TO BE DONE
Each line below either holds the string "components" or doesn't. Count those that do and give only the number.

**********

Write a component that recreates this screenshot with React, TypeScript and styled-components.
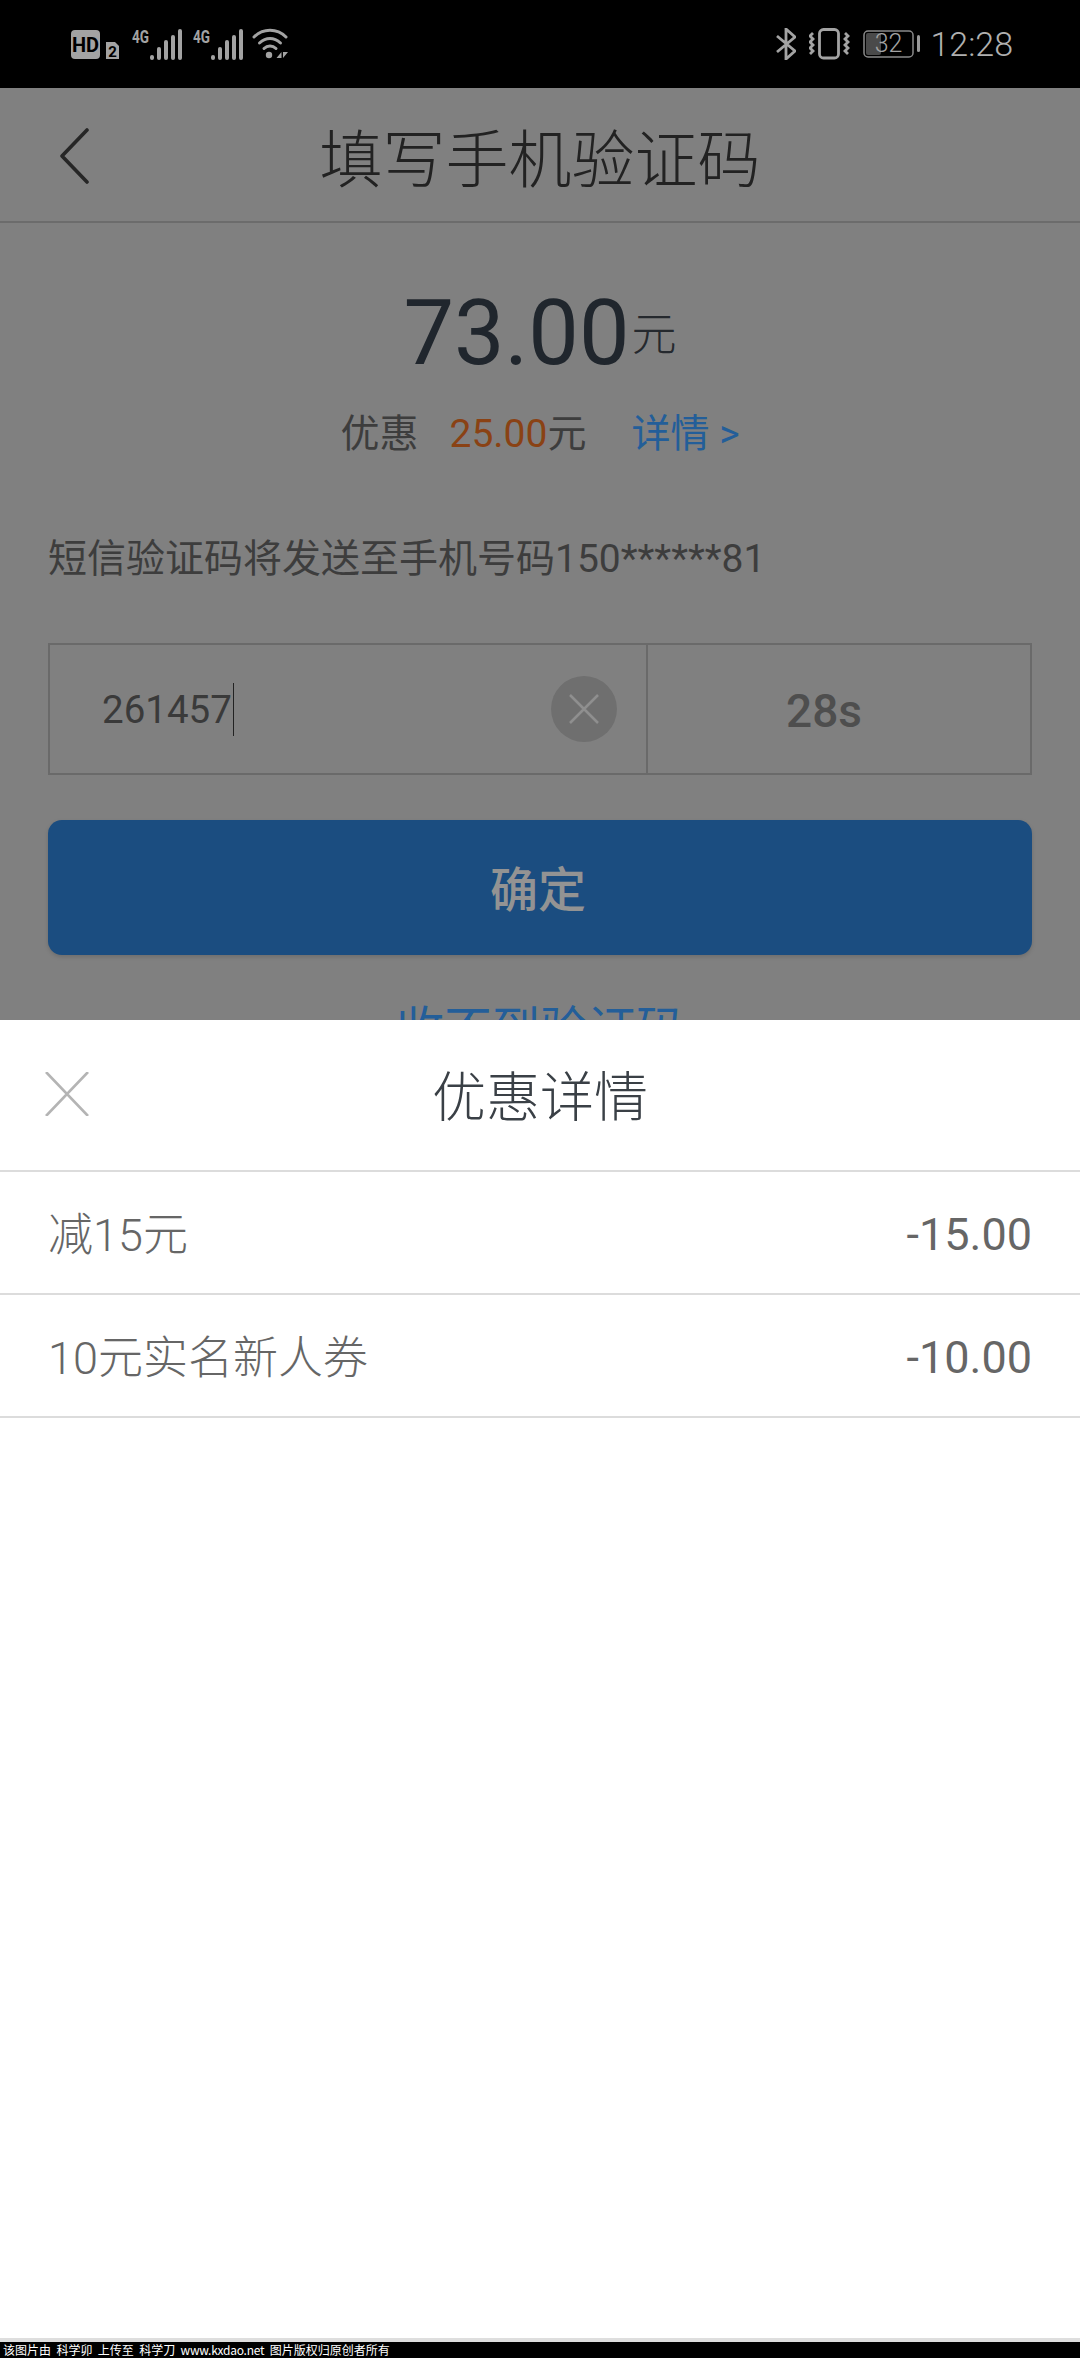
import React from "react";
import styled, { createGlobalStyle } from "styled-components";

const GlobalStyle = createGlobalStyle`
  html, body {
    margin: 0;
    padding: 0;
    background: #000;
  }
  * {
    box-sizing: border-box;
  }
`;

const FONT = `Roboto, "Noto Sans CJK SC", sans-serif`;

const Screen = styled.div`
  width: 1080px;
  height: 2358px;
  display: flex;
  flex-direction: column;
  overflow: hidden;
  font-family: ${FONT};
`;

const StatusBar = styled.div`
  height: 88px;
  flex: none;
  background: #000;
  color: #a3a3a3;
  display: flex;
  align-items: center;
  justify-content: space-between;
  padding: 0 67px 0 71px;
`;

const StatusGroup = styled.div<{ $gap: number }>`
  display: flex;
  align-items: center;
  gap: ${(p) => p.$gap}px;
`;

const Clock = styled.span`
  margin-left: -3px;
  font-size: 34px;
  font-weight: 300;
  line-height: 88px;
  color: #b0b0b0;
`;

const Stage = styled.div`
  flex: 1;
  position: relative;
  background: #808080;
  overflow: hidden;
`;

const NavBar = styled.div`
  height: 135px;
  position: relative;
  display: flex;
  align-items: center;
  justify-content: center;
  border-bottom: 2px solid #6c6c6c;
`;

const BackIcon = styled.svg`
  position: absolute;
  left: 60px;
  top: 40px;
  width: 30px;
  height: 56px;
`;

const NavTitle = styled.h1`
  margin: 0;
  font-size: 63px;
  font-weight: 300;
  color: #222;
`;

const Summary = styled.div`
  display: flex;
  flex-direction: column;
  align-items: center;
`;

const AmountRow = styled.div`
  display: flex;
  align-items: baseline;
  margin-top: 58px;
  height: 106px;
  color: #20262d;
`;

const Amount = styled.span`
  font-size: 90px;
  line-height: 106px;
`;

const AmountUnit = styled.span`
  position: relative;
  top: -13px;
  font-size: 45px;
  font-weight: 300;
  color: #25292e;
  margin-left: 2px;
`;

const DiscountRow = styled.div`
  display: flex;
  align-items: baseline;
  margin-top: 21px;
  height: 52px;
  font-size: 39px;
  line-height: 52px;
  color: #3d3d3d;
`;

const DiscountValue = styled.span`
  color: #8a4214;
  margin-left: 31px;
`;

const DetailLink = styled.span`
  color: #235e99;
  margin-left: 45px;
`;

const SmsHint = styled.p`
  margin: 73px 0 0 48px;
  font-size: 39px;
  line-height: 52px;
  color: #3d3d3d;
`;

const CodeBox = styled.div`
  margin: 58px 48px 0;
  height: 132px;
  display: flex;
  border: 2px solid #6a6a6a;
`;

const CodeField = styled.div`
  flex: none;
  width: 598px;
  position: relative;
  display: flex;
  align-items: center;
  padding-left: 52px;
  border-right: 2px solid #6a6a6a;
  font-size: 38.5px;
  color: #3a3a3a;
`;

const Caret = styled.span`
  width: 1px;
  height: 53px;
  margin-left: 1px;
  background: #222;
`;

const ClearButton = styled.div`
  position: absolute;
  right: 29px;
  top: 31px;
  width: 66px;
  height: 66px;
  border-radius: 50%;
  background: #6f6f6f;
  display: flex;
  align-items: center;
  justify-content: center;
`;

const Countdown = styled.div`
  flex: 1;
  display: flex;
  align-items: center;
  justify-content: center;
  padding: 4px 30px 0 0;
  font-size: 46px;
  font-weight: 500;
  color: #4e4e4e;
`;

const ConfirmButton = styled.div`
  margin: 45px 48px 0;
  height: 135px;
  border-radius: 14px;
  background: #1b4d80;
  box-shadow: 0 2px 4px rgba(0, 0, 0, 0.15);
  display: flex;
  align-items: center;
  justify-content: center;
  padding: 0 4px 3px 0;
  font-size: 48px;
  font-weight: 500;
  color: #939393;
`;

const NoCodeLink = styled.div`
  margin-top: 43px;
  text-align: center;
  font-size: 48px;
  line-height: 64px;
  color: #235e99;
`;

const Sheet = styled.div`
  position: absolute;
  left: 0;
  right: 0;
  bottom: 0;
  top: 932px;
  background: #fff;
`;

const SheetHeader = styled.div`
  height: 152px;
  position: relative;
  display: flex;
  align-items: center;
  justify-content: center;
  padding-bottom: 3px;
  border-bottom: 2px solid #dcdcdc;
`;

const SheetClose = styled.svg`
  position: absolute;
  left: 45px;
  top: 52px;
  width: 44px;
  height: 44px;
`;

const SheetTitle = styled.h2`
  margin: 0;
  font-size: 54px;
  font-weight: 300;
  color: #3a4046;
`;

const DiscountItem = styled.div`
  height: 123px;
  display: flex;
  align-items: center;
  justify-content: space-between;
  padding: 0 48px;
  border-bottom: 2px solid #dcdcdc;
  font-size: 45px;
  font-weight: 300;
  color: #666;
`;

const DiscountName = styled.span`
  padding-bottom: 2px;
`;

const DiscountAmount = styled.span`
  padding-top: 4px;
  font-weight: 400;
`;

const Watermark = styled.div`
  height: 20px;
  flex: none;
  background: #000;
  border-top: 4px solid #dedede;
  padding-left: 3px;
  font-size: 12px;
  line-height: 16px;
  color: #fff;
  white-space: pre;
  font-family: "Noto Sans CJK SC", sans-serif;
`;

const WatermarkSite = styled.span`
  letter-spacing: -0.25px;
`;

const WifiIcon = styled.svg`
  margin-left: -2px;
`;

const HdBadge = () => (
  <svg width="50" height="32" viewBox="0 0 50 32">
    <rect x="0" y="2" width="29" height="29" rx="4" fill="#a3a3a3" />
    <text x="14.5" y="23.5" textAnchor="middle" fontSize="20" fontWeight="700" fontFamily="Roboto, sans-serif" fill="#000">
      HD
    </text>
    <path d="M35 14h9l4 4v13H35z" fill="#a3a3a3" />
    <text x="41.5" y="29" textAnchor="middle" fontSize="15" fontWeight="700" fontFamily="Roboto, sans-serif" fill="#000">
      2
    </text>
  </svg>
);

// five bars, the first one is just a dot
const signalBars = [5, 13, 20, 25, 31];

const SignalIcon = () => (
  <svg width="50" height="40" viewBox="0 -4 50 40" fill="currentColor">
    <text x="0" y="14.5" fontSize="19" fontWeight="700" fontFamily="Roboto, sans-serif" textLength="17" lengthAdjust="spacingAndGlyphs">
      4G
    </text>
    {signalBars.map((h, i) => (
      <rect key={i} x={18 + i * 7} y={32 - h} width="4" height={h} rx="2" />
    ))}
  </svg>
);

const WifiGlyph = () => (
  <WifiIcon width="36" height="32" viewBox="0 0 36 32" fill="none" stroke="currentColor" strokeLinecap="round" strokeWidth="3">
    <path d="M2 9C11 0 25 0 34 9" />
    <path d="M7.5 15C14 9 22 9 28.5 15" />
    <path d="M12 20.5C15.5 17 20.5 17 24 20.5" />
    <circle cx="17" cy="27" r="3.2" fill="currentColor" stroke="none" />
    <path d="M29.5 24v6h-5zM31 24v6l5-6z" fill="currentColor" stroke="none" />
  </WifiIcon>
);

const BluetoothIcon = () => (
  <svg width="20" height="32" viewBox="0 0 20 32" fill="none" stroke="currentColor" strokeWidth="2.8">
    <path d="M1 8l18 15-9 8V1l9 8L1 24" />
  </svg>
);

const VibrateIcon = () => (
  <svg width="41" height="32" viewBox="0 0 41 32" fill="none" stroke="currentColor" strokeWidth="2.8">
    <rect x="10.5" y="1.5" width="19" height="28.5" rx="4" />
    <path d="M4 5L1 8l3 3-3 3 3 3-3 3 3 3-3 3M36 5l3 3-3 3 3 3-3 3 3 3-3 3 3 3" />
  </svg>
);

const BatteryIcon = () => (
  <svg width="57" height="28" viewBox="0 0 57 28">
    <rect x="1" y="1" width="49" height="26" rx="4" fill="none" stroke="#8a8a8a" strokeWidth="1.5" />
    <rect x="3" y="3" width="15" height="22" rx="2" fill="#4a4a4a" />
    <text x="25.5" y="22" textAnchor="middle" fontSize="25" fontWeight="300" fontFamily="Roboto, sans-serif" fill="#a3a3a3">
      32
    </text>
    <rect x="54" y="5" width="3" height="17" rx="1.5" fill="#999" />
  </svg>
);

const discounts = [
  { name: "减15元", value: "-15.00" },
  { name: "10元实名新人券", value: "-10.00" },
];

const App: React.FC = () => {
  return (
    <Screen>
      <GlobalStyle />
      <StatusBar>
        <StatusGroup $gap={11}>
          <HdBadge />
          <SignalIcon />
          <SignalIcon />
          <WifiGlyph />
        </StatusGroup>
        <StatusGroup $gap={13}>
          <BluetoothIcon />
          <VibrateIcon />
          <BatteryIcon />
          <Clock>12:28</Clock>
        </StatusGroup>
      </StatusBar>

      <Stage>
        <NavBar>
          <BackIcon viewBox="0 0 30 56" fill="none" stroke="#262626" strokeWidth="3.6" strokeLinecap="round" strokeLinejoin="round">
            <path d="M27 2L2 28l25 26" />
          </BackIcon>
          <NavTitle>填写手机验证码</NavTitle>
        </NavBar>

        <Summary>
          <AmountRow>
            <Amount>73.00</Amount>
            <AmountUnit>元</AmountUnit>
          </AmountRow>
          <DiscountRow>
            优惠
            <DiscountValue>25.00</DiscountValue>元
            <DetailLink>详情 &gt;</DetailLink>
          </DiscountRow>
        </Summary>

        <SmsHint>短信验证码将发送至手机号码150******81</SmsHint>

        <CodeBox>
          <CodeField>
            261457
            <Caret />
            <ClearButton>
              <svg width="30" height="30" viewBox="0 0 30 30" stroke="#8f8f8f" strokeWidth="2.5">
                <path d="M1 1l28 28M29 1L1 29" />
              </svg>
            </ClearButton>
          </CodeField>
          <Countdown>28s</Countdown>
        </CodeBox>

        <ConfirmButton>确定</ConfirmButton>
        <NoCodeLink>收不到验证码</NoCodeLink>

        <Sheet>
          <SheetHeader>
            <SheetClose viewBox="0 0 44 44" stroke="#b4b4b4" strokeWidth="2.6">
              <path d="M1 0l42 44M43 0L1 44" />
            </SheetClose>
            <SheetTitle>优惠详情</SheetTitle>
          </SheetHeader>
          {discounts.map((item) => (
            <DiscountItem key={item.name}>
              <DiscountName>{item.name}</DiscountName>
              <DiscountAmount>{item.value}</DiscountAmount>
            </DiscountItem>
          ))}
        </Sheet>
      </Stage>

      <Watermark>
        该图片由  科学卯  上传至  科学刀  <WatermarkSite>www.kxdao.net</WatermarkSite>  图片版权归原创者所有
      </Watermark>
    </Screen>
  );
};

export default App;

**********

WORKED SOLUTION
2